Spoiler Alert: This article contains spoilers about The Little Mermaid (1989) animated film. If you have somehow managed to never seen this film, stop reading now.
I cringe at the thought of The Little Mermaid when I think back to my childhood.
Maybe it was Ursula and her wicked ways or Ariel being spelt completely wrong to me. I can already hear Sebastion mispronouncing my name, ‘Ariel, Ariel?!’, but every other merperson and sea creature got it right.
As a kid, I never liked The Little Mermaid, but as a grown adult, I’ve come to love it.
The film was released in 1989, years before I was born. To this day, whenever I meet someone new they continue to say the same thing…
“Oh Erielle? Like The Little Mermaid?”.
“Yes…”, I say.
“I get that all the time. Now if you just remember The Little Mermaid then you’ll remember my name too”.
Keep in mind, I’m a Filipino-Australian with black and faded green hair as short as an overgrown pixie cut. As a result, there’s no correlation between my appearance and the cartoon version of Ariel besides the fact that we both have legs.
The film depicts a 16-year-old mermaid princess named ‘Ariel’, who’s curious about the surface world where humans live. Her curiosity drives the story to chaos when she strikes a deal with Ursula the sea witch to swap her fins for a pair of legs.
After finally reaching the surface, her main goal is to get a kiss from her true love, Prince Eric. If she does this, she would live happily ever after.
Why didn’t I like it as a kid?
Rewind back to a younger me sitting on the couch watching the film. I was excited that a cartoon had a similar name to mine. She even had cool, long and bright red hair!
But, what annoyed me the most was Ursula with her villainy and desperation. There was also Sebastian’s nagging, the deviousness of the eels, the crazed royal chef, and the clueless Prince.
I was quite the uptight little girl.
Ursula was cunning and evil. I felt disadvantaged for Ariel when Ursula had been planning to take over the ocean kingdom all along. It made me feel angry that she would ruin Ariel’s life for this hidden agenda. I felt robbed and betrayed – it felt like I was actually Ariel in the film.
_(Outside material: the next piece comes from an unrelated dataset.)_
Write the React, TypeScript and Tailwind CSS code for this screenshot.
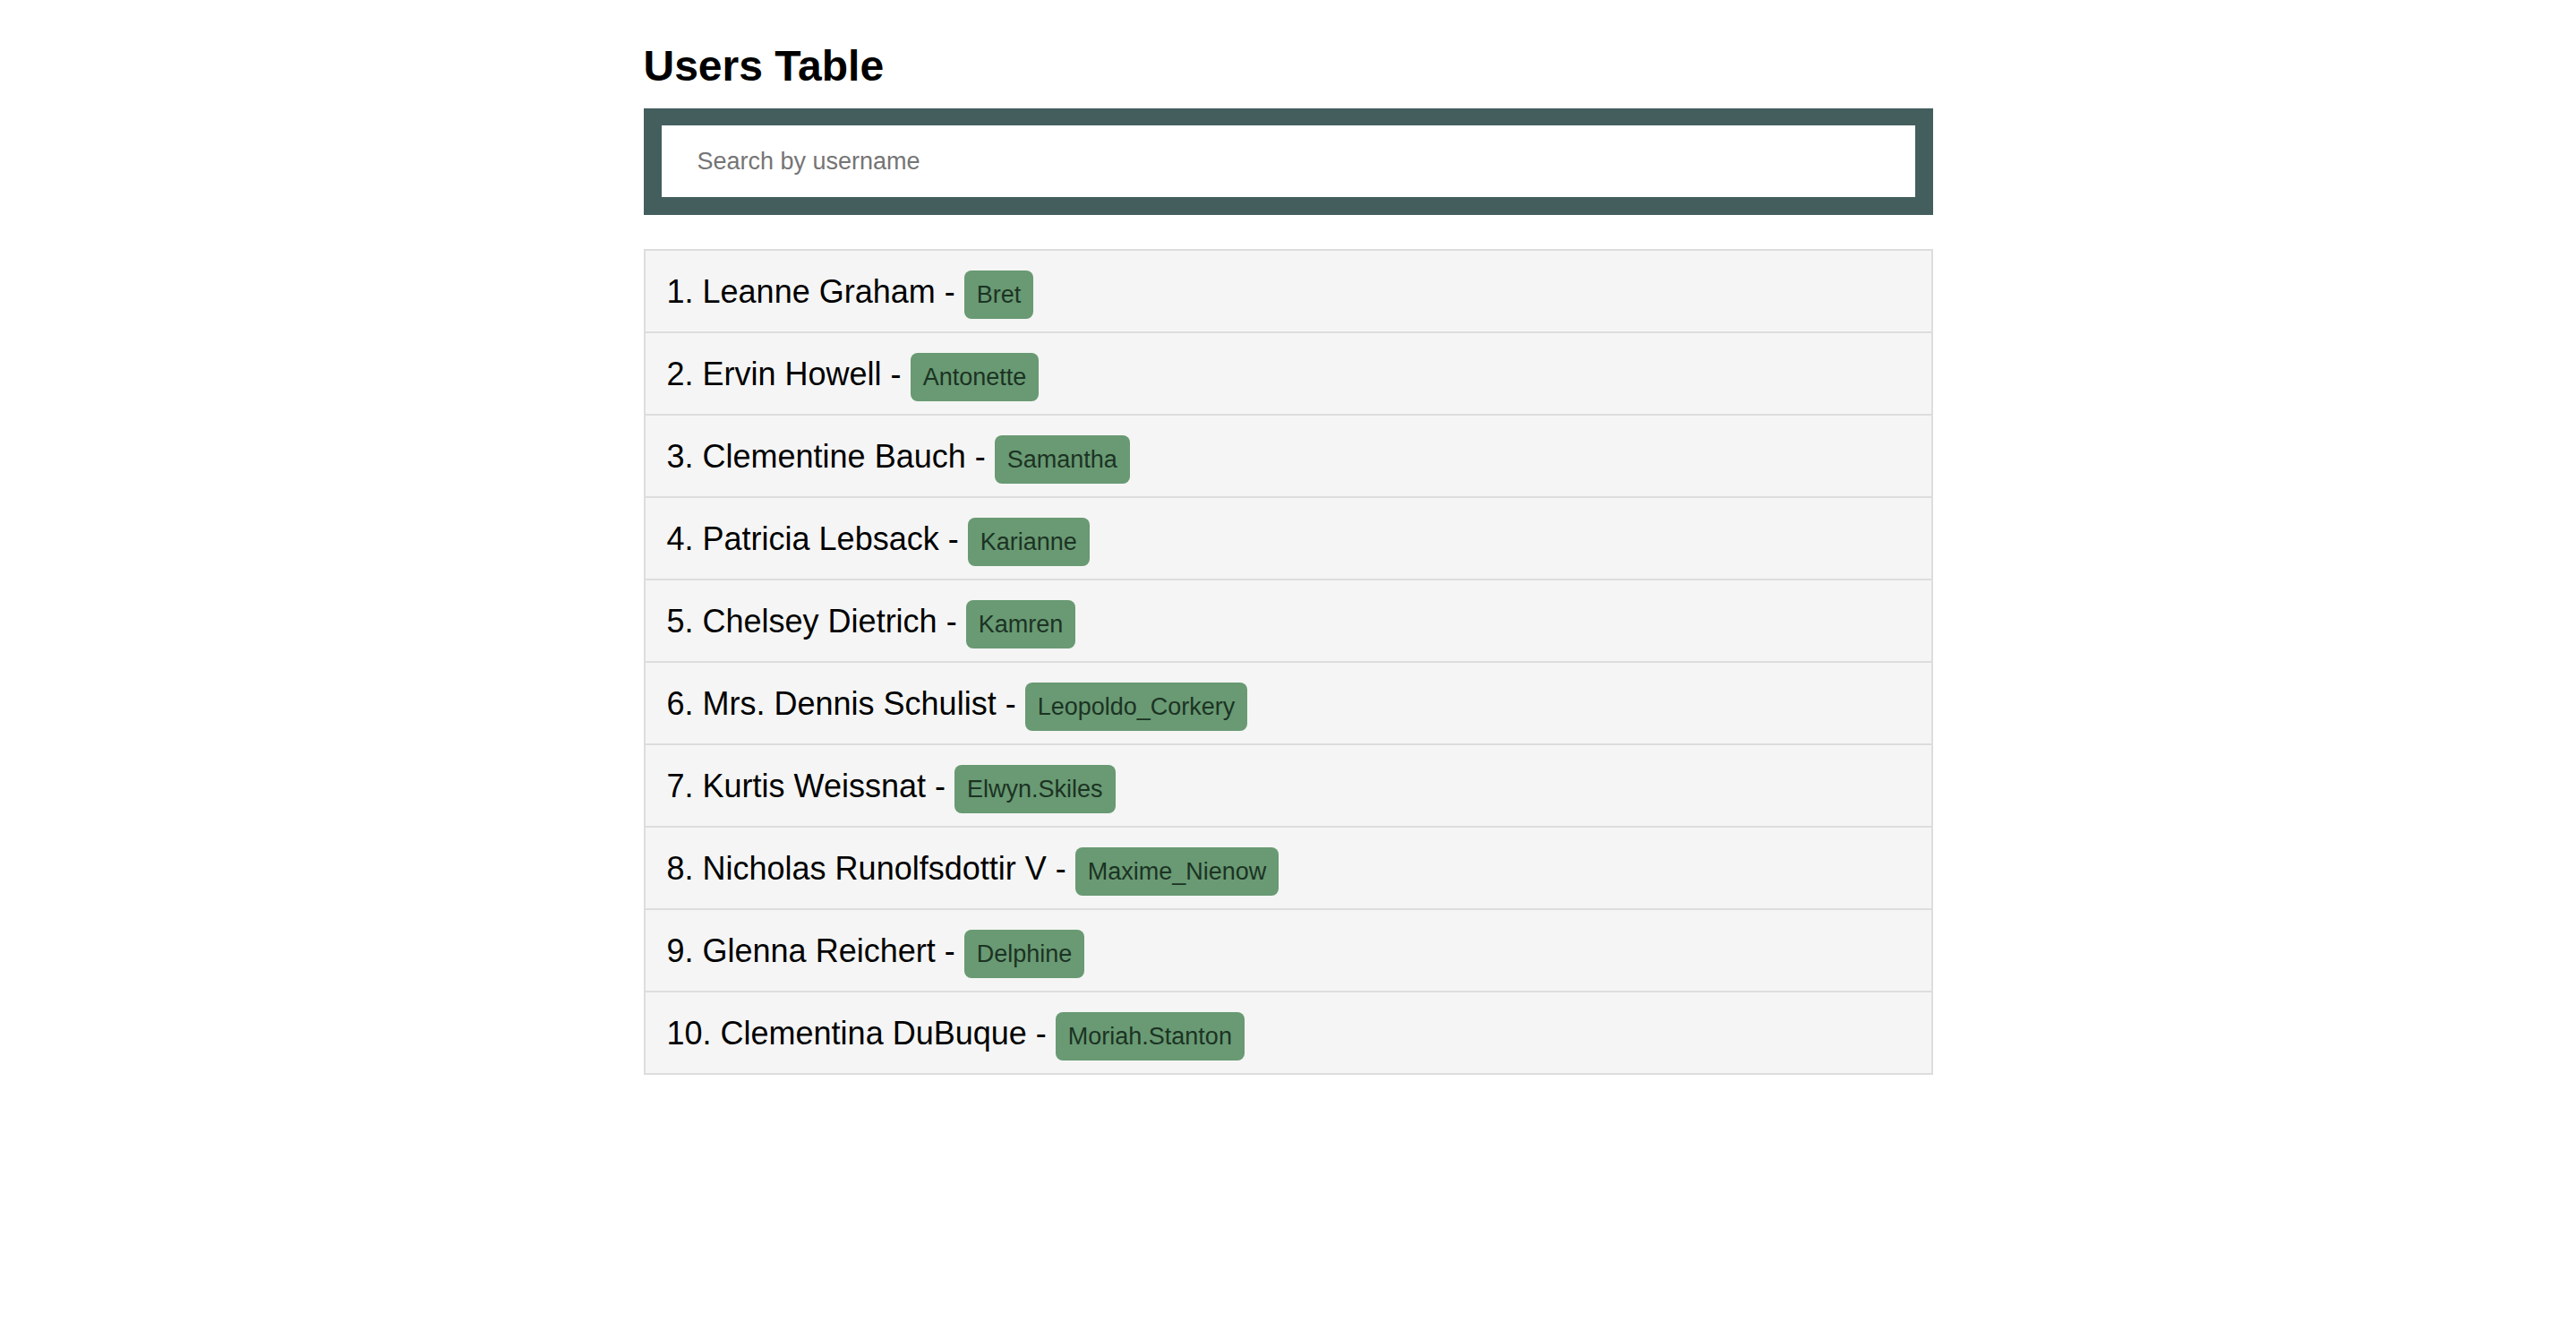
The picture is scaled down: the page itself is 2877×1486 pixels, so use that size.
const users = [
  { name: "Leanne Graham", username: "Bret" },
  { name: "Ervin Howell", username: "Antonette" },
  { name: "Clementine Bauch", username: "Samantha" },
  { name: "Patricia Lebsack", username: "Karianne" },
  { name: "Chelsey Dietrich", username: "Kamren" },
  { name: "Mrs. Dennis Schulist", username: "Leopoldo_Corkery" },
  { name: "Kurtis Weissnat", username: "Elwyn.Skiles" },
  { name: "Nicholas Runolfsdottir V", username: "Maxime_Nienow" },
  { name: "Glenna Reichert", username: "Delphine" },
  { name: "Clementina DuBuque", username: "Moriah.Stanton" },
];

const App = () => {
  return (
    <div className="min-h-screen bg-white font-['Liberation_Sans',Arial,sans-serif] text-black">
      <div className="mx-auto w-[1440px] pt-[46px]">
        <h1 className="text-[48px] font-bold leading-[55px]">Users Table</h1>

        {/* Search */}
        <div className="mt-[20px] bg-[#445e5e] p-[20px] pt-[19px]">
          <input
            type="text"
            placeholder="Search by username"
            className="block h-[80px] w-full bg-white px-[40px] text-[27px] text-black outline-none placeholder:text-[#757575]"
          />
        </div>

        {/* List */}
        <ul className="mt-[38px] border-x-2 border-t-2 border-[#dddddd]">
          {users.map((user, i) => (
            <li
              key={user.username}
              className="h-[92px] border-b-2 border-[#dddddd] bg-[#f5f5f5] px-[24px] pt-[22px] text-[36px] leading-[41px]"
            >
              {i + 1}. {user.name} -{" "}
              <span className="inline-block rounded-[8px] bg-[#699a73] px-[14px] pb-[11px] pt-[12px] text-[27px] leading-[31px] text-[#1c3324]">
                {user.username}
              </span>
            </li>
          ))}
        </ul>
      </div>
    </div>
  );
};

export default App;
And don’t get me started on Sebastian. He acted like an annoying parent that would tell you to ‘do this, do that’ and ‘get your homework done’ before you could watch TV or play on your Nintendo DS.
On the other hand, the Prince. Oh, Prince Eric. How didn’t he recognize Ariel when she met him on the beach and why hadn’t he fallen in love with her sooner?
Remember this was Erielle between the ages of 5 to 10-years-old, not the present Erielle.
The present Erielle would have realised that she was annoyed at these characters because that was their purpose in this story. However, the kid Erielle embodied the fictional character as herself and completely clouded her own judgement.
As a 20-year-old, I’ve come to appreciate and love both the music and animation in the film. The way that the music producers incorporate dialogue while transitioning into a song makes it fun and unique. It’s as if you’re watching a live musical.
Each time a song would play in the movie, I would instantly start bopping my head and singing along. The only exception is Scuttle’s part in ‘Kiss the Girl’, of course. I think he’s the only one who would pull that off.
I’ve always loved how Ariel’s hair stays the exact same in or out of the water. Sometimes I get caught up in wishing I never had a bad hair day like her. Not to mention, the magical architecture of the underwater world of Atlantica. Ariel’s home reminds me of ‘Barbie Fairytopia‘ and ‘Barbie Fairytopia: Mermaidia‘ with the creative use of sea plants and structures as everyday objects. These were two of my favourite movies as a kid.
The popularity of Disney Princess films has also influenced me to like it and openly express it even as an adult. I’ve found that those around me who are also my age have now gotten the same confidence.
After my overdue realisation of the villain’s purpose, it’s safe to say that The Little Mermaid is a Disney classic I admire for its musical tunes, vibrant animation, and creative imagination of a mythical underwater world. Animation films may be made for younger children but it definitely has captured my admiration as an adult, making it a film that can be enjoyed by any age.
And yes, you should remember my name like The Little Mermaid‘s just not the way Sebastian says it.